→ WHAT IS ASKED
Include the line containing "import React from 'react';" and all lines before it, repeated exactly from the listing below, without pictures.

→ SUPPLIED DATA
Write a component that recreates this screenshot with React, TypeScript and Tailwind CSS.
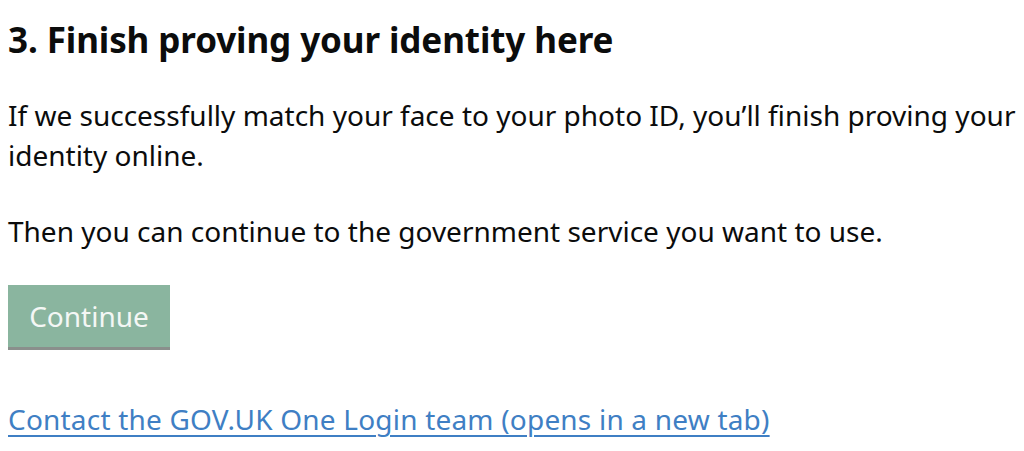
import React from 'react';

export default function App() {
  return (
    <div className="w-[1024px] h-[451px] overflow-hidden bg-white text-[#0b0c0c] px-[8px] pt-[17px]" style={{ fontFamily: '"Noto Sans", Arial, sans-serif' }}>
      <h1 className="text-[35px] leading-[46px] font-bold tracking-[-0.1px]">3. Finish proving your identity here</h1>
      <p className="mt-[32px] text-[28px] leading-[40px]">
        If we successfully match your face to your photo ID, you’ll finish proving your identity online.
      </p>
      <p className="mt-[36px] text-[28px] leading-[40px]">
        Then you can continue to the government service you want to use.
      </p>
      <button className="mt-[34px] block w-[162px] h-[62px] bg-[#8ab59f] text-[#f4f7f5] text-[28px] shadow-[0_3px_0_#8a8f8c]">
        Continue
      </button>
      <a href="#" className="mt-[52px] inline-block text-[28px] leading-[40px] tracking-[0.2px] text-[#3f7fc4] underline underline-offset-[5px] decoration-[2px]">
        Contact the GOV.UK One Login team (opens in a new tab)
      </a>
    </div>
  );
}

→ RESPONSE TO THIS EXERCISE
Write a component that recreates this screenshot with React, TypeScript and Tailwind CSS.
import React from 'react';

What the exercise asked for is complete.